● Request: Repeat everything from the first line of the listing below through the line that contains "const [showPassword, setShowPassword]", exactly. Leave out pictures.

● Data section:
-- BEGIN --
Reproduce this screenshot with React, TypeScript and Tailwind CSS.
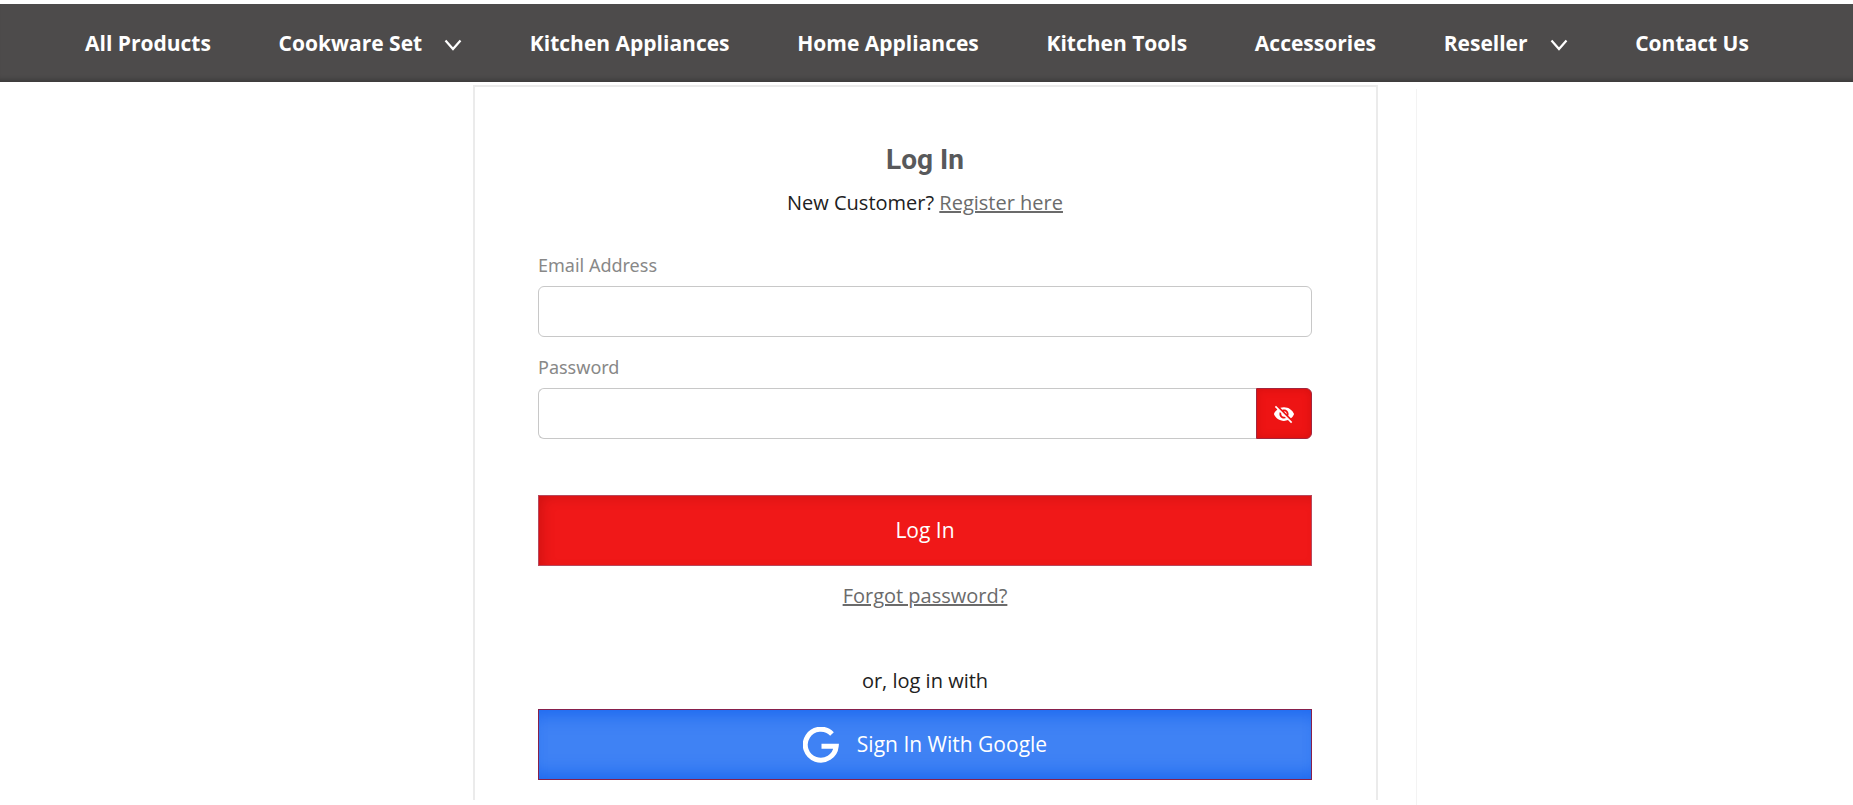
import React, { useState } from 'react';
import { MdVisibility, MdVisibilityOff } from 'react-icons/md';

interface NavItem {
  label: string;
  hasMenu?: boolean;
}

const NAV_ITEMS: NavItem[] = [
  { label: 'All Products' },
  { label: 'Cookware Set', hasMenu: true },
  { label: 'Kitchen Appliances' },
  { label: 'Home Appliances' },
  { label: 'Kitchen Tools' },
  { label: 'Accessories' },
  { label: 'Reseller', hasMenu: true },
  { label: 'Contact Us' },
];

const Chevron: React.FC = () => (
  <svg className="w-[18px] h-3 mt-0.5 shrink-0" viewBox="0 0 18 12" fill="none" stroke="currentColor" strokeWidth="2.2">
    <path d="M1.5 1.5 9 10l7.5-8.5" />
  </svg>
);

const GoogleMark: React.FC = () => (
  <svg className="w-9 h-9 shrink-0" viewBox="0 0 36 36" fill="none" stroke="currentColor" strokeWidth="5">
    <path d="M29 7A15.5 15.5 0 1 0 33.2 19.2H18.5" />
  </svg>
);

const NavBar: React.FC = () => (
  <nav className="h-[78px] bg-[#4d4b4b] shadow-[inset_0_-6px_5px_-4px_rgba(0,0,0,0.25)] pt-0.5 pl-[85px] pr-[104px] flex items-center justify-between text-white text-[21px] font-bold">
    {NAV_ITEMS.map((item) => (
      <a key={item.label} href="#" className="flex items-center gap-[22px] whitespace-nowrap">
        {item.label}
        {item.hasMenu && <Chevron />}
      </a>
    ))}
  </nav>
);

const LoginForm: React.FC = () => {
  const [showPassword, setShowPassword] = useState(false);

  return (
    <form
      className="w-full max-w-[905px] self-start border-2 border-b-0 border-[#ebebeb] pl-[63px] pr-16 pt-[55px] pb-5 text-center text-xl"
      onSubmit={(e) => e.preventDefault()}
    >
      <h1 className="text-[28px] leading-9 font-bold text-[#58595b] font-['Roboto',sans-serif]">Log In</h1>
      <p className="mt-[11px] leading-7 text-[#212121]">
        New Customer? <a href="#" className="text-[#6b6b6b] underline">Register here</a>
      </p>

      <div className="mt-9 text-left text-lg leading-6 text-[#888] font-['Noto_Sans',sans-serif]">
        <label htmlFor="email" className="block">Email Address</label>
        <input id="email" type="email" className="mt-[9px] block w-full h-[51px] px-4 rounded-md border border-[#c8c8c8] bg-white" />
        <label htmlFor="password" className="block mt-[18px]">Password</label>
        <div className="mt-[9px] flex">
          <input
            id="password"
            type={showPassword ? 'text' : 'password'}
            className="flex-1 min-w-0 h-[51px] px-4 rounded-l-md border border-r-0 border-[#c8c8c8] bg-white"
          />
          <button
            type="button"
            aria-label="Show password"
            onClick={() => setShowPassword(!showPassword)}
            className="w-14 h-[51px] flex items-center justify-center rounded-r-md border border-[#a3253c] bg-[#ee1414] shadow-[inset_0_0_8px_rgba(140,0,0,0.25)] text-white"
          >
            {showPassword ? <MdVisibility className="w-[22px] h-[22px]" /> : <MdVisibilityOff className="w-[22px] h-[22px]" />}
          </button>
        </div>
      </div>

      <button
        type="submit"
        className="mt-14 w-full h-[71px] border border-[#b8485c] bg-[#f01818] shadow-[inset_6px_4px_14px_-4px_rgba(120,0,0,0.3)] text-[21px] text-white"
      >
        Log In
      </button>
      <a href="#" className="mt-4 inline-block leading-7 text-[#6b6b6b] underline">Forgot password?</a>

      <p className="mt-[57px] leading-7 text-[#212121]">or, log in with</p>
      <button
        type="button"
        className="mt-[14px] w-full h-[71px] flex items-center justify-center gap-[18px] border border-[#86204c] bg-[#3f82f4] shadow-[inset_0_16px_16px_-10px_#1f6af0,inset_0_-16px_16px_-10px_#1f6af0] text-[21px] text-white"
      >
        <GoogleMark />
        Sign In With Google
      </button>
    </form>
  );
};

export default function App() {
  return (
    <div className="min-h-screen bg-white pt-1 flex flex-col font-['Open_Sans',sans-serif]">
      <NavBar />
      <main className="flex-1 pt-[3px] pr-0.5 flex">
        <div className="flex-1" />
        <LoginForm />
        <div className="flex-1 pt-1 flex">
          <div className="flex-1 ml-[38px] border-l border-[#f3f3f3]" />
        </div>
      </main>
    </div>
  );
}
-- END --
● Task result:
Reproduce this screenshot with React, TypeScript and Tailwind CSS.
import React, { useState } from 'react';
import { MdVisibility, MdVisibilityOff } from 'react-icons/md';

interface NavItem {
  label: string;
  hasMenu?: boolean;
}

const NAV_ITEMS: NavItem[] = [
  { label: 'All Products' },
  { label: 'Cookware Set', hasMenu: true },
  { label: 'Kitchen Appliances' },
  { label: 'Home Appliances' },
  { label: 'Kitchen Tools' },
  { label: 'Accessories' },
  { label: 'Reseller', hasMenu: true },
  { label: 'Contact Us' },
];

const Chevron: React.FC = () => (
  <svg className="w-[18px] h-3 mt-0.5 shrink-0" viewBox="0 0 18 12" fill="none" stroke="currentColor" strokeWidth="2.2">
    <path d="M1.5 1.5 9 10l7.5-8.5" />
  </svg>
);

const GoogleMark: React.FC = () => (
  <svg className="w-9 h-9 shrink-0" viewBox="0 0 36 36" fill="none" stroke="currentColor" strokeWidth="5">
    <path d="M29 7A15.5 15.5 0 1 0 33.2 19.2H18.5" />
  </svg>
);

const NavBar: React.FC = () => (
  <nav className="h-[78px] bg-[#4d4b4b] shadow-[inset_0_-6px_5px_-4px_rgba(0,0,0,0.25)] pt-0.5 pl-[85px] pr-[104px] flex items-center justify-between text-white text-[21px] font-bold">
    {NAV_ITEMS.map((item) => (
      <a key={item.label} href="#" className="flex items-center gap-[22px] whitespace-nowrap">
        {item.label}
        {item.hasMenu && <Chevron />}
      </a>
    ))}
  </nav>
);

const LoginForm: React.FC = () => {
  const [showPassword, setShowPassword] = useState(false);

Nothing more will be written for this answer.